Road-kill potatoes and other stories from the Midlands

I like hearing stories of the old days, as well as stories of the current days, when I get together with my family. Last weekend was good on both fronts. Most laughs (at my father's expense) went to his much drawn-out tale of the roadkill potatoes that he rescued, and that my mother was very grudgingly conceding to eat, but only as chips (fries). Most revealing was the fact that my mother had actually played squash with my father in their pre-marriage (according to him) or early-marriage (according to her) days. My mother, playing a sport (even if only twice)? This does not compute. Young love my husband concluded. I'm inclined to agree.
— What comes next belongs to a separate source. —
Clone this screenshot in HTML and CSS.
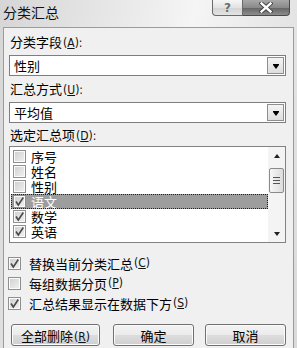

The husband after all did undergo an afternoon of being taught how to swim properly in the early days of courtship which I now realise he must have hated. What the social services would have made of my mother's childhood game of borrowing neighbour's children to take for walks when she was bored of playing with the dolls, I can't imagine. Apparently the next-door neighbour in question wasn't too pleased to find her baby abandoned in the front garden, forgotten by my mother and her friend. But should she really have been lending her out? My sister-in-law took notes for future childcare options. The final image I'll leave you with is my mother and her friend, off school with chickenpox, walking the street calling 'Unclean! Unclean!' This being the 1940s Britain, I think the bells were probably imaginary.